In deciding the issue of authentication, the Alabama Court of Civil Appeals looked to the November 2014 decision of the Alabama Court of Criminal Appeals in State v. Culp, CR 13-1039, in which the Court of Criminal Appeals held that email evidence may be authenticated by distinctive characteristics of the emails themselves, as well as such things as appearance, content, substance, internal patterns, or other distinctive characteristics of the emails. The Criminal Appeals Court in Culp quoted the following language from a 2012 Texas Appeal:
In some cases, the purported sender actually admitted to authorship, either in whole or in part, or was seen composing it. In others, the business records of an internet service provider or a cell phone company have shown that the message originated with the purported sender’s personal computer or cell phone under circumstances in which it is reasonable to believe that only the purported sender would have had access to the computer or cell phone. Sometimes the communication has contained information that only the purported sender could be expected to know. Sometimes the purported sender has responded to an exchange of electronic communications in such a way as to indicate circumstantially that he was in fact the author of the particular communication, the authentication of which is in issue. And sometimes other circumstances, peculiar to the facts of the particular case, have sufficed to establish at least a prima facie showing of authentication. Tienda v. State
The Alabama Court of Civil Appeals noted that the email evidence and text where essential “conversations” in which the mother and the witness responded to each other using tones, syntax, and other characteristics that were consistent over months of conversations. A reading of the opinion indicates that the overall flow of conversation which was in a logical or expected order certainly influences the issue of admissibility, as does the fact that the email evidence and texts spanned a long period of time. The consistency over a period of time is consistent with the same person being the author of the emails. The Court of Appeals also considered other characteristics of the email evidence such as the fact that they covered a variety of topics that were fact specific to the witness and/or the mother, such as particular events in their lives, or current events. All in all, the Court of Appeals held that there was sufficient evidence of characteristics to support the admission of the email evidence and text evidence.

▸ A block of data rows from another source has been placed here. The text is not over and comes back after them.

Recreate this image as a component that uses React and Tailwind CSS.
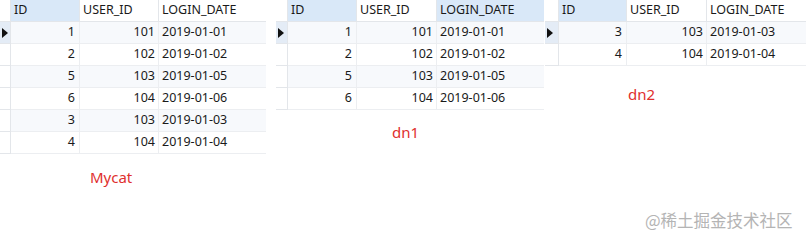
import React from "react";

const Arrow = () => (
  <svg width="6" height="10" viewBox="0 0 6 10"><path d="M0 0 L6 5 L0 10 Z" fill="#111" /></svg>
);

function Table({ rows, cols, hl }) {
  return (
    <div className={`grid ${cols} text-[12.5px] text-[#1a1a1a]`} style={{ fontFamily: '"Noto Sans", "Open Sans", sans-serif' }}>
      <div className="h-[22px] border-r border-b border-[#e3e6ea] bg-white" />
      <div className={`h-[22px] border-r border-b border-[#e3e6ea] pl-[3px] flex items-center ${hl.includes(0) ? "bg-[#d9e8f8]" : "bg-white"}`}>ID</div>
      <div className={`h-[22px] border-r border-b border-[#e3e6ea] pl-[3px] flex items-center ${hl.includes(1) ? "bg-[#d9e8f8]" : "bg-white"}`}>USER_ID</div>
      <div className={`h-[22px] border-b border-[#e3e6ea] pl-[3px] flex items-center ${hl.includes(2) ? "bg-[#d9e8f8]" : "bg-white"}`}>LOGIN_DATE</div>
      {rows.map((r, i) => {
        const bg = i % 2 === 1 ? "bg-white" : "bg-[#f7f9fc]";
        return (
          <React.Fragment key={i}>
            <div className={`h-[22px] border-r border-b border-[#e3e6ea] flex items-center pl-[2px] ${i === 0 ? "bg-[#e4ecf6]" : "bg-white"}`}>{i === 0 ? <Arrow /> : null}</div>
            <div className={`h-[22px] border-r border-b border-[#eceef1] ${bg} flex items-center justify-end pr-[4px]`}>{r[0]}</div>
            <div className={`h-[22px] border-r border-b border-[#eceef1] ${bg} flex items-center justify-end pr-[3px]`}>{r[1]}</div>
            <div className={`h-[22px] border-b border-[#eceef1] ${bg} flex items-center pl-[3px]`}>{r[2]}</div>
          </React.Fragment>
        );
      })}
    </div>
  );
}

const label = { fontFamily: '"Noto Sans", "Open Sans", sans-serif' };

export default function App() {
  return (
    <div className="w-[806px] h-[242px] bg-white relative overflow-hidden">
      <div className="flex items-start">
        <div className="w-[266px] shrink-0">
          <Table
            cols="grid-cols-[11px_69px_79px_107px]"
            hl={[0]}
            rows={[
              [1, 101, "2019-01-01"],
              [2, 102, "2019-01-02"],
              [5, 103, "2019-01-05"],
              [6, 104, "2019-01-06"],
              [3, 103, "2019-01-03"],
              [4, 104, "2019-01-04"],
            ]}
          />
          <div className="pl-[90px] pt-[12px] text-[15px] text-[#e0302e]" style={label}>Mycat</div>
        </div>
        <div className="w-[268px] ml-[10px] shrink-0">
          <Table
            cols="grid-cols-[12px_69px_80px_107px]"
            hl={[0, 2]}
            rows={[
              [1, 101, "2019-01-01"],
              [2, 102, "2019-01-02"],
              [5, 103, "2019-01-05"],
              [6, 104, "2019-01-06"],
            ]}
          />
          <div className="pl-[116px] pt-[11px] text-[15px] text-[#e0302e]" style={label}>dn1</div>
        </div>
        <div className="w-[261px] ml-[1px] shrink-0">
          <Table
            cols="grid-cols-[14px_68px_80px_99px]"
            hl={[0]}
            rows={[
              [3, 103, "2019-01-03"],
              [4, 104, "2019-01-04"],
            ]}
          />
          <div className="pl-[83px] pt-[17px] text-[15px] text-[#e0302e]" style={label}>dn2</div>
        </div>
      </div>
      <div className="absolute left-[645px] top-[208px] text-[16.5px] text-[#b4b4b4]" style={{ fontFamily: '"Noto Sans CJK SC", sans-serif' }}>@稀土掘金技术社区</div>
    </div>
  );
}
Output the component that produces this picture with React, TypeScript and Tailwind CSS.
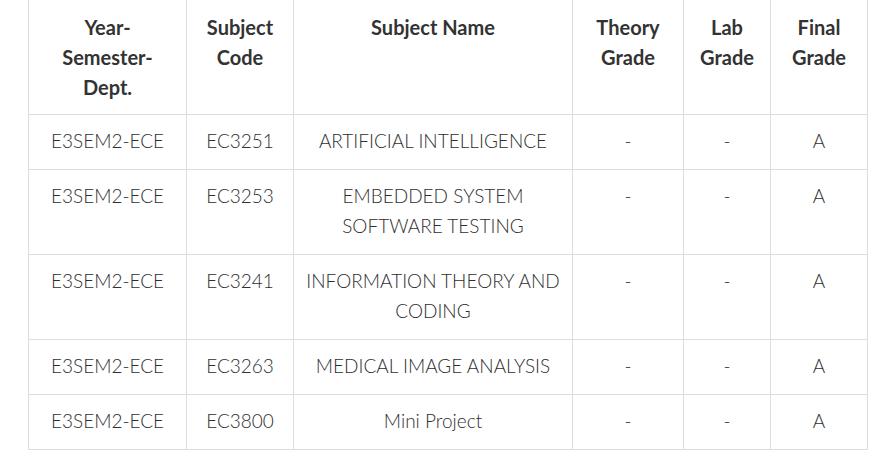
const rows = [
    { code: 'EC3251', name: ['ARTIFICIAL INTELLIGENCE'] },
    { code: 'EC3253', name: ['EMBEDDED SYSTEM', 'SOFTWARE TESTING'] },
    { code: 'EC3241', name: ['INFORMATION THEORY AND', 'CODING'] },
    { code: 'EC3263', name: ['MEDICAL IMAGE ANALYSIS'] },
    { code: 'EC3800', name: ['Mini Project'] },
];

const th = 'border border-[#dddddd] px-3 pt-3 pb-3 align-top text-center font-bold text-[20px] text-[#333333]';
const td = 'border border-[#dddddd] px-3 pt-[11px] pb-[13px] align-top text-center font-light text-[19px] text-[#2e2e2e]';

export default function App() {
    return (
        <div className="bg-white w-[875px] h-[456px] overflow-hidden">
            <div className="pl-[28px] -mt-px">
                <table
                    className="table-fixed border-collapse w-[839px] leading-[30px]"
                    style={{ fontFamily: 'Lato, "Open Sans", sans-serif' }}
                >
                    <colgroup>
                        <col className="w-[158px]" />
                        <col className="w-[107px]" />
                        <col className="w-[279px]" />
                        <col className="w-[111px]" />
                        <col className="w-[87px]" />
                        <col className="w-[97px]" />
                    </colgroup>
                    <thead>
                        <tr>
                            <th className={th}>Year-<br />Semester-<br />Dept.</th>
                            <th className={th}>Subject<br />Code</th>
                            <th className={th}>Subject Name</th>
                            <th className={th}>Theory<br />Grade</th>
                            <th className={th}>Lab<br />Grade</th>
                            <th className={th}>Final<br />Grade</th>
                        </tr>
                    </thead>
                    <tbody>
                        {rows.map((r) => (
                            <tr key={r.code}>
                                <td className={td}>E3SEM2-ECE</td>
                                <td className={td}>{r.code}</td>
                                <td className={td}>
                                    {r.name.map((n, i) => (
                                        <span key={i}>
                                            {i > 0 && <br />}
                                            {n}
                                        </span>
                                    ))}
                                </td>
                                <td className={td}>-</td>
                                <td className={td}>-</td>
                                <td className={td}>A</td>
                            </tr>
                        ))}
                    </tbody>
                </table>
            </div>
        </div>
    );
}
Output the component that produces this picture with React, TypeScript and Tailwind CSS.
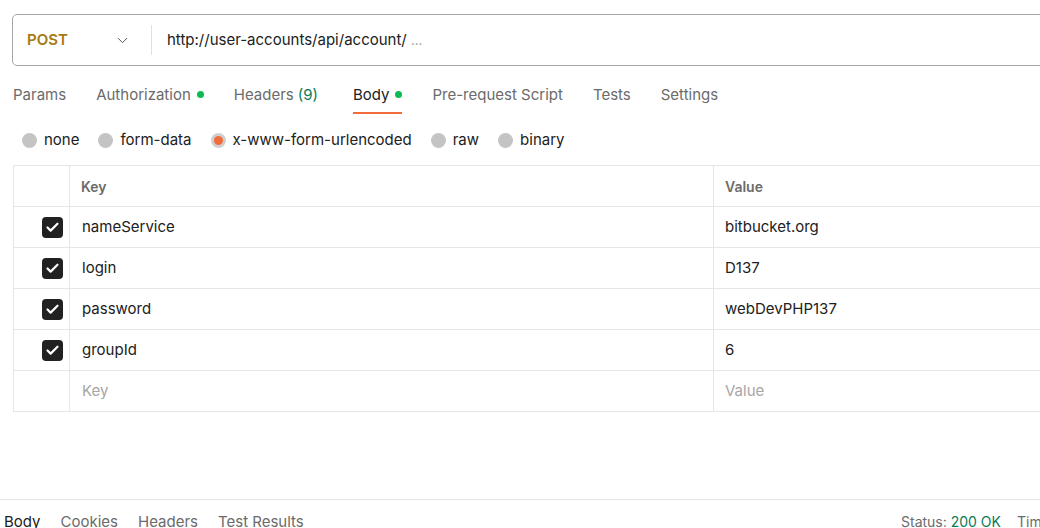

Also worthy of note is the Court of Appeals express rejection of the mother’s argument that the proper method of authentication of the email evidence would have been to subpoena the telephone records, etc, of the sending party to see if they matched the records of the receiving party. The Court of Appeals expressly declined to adopt such a rule. The rejection of the mother’s position by the Court of Appeals seems appropriate especially given how burdensome it is to obtain such records, most of which are out of state.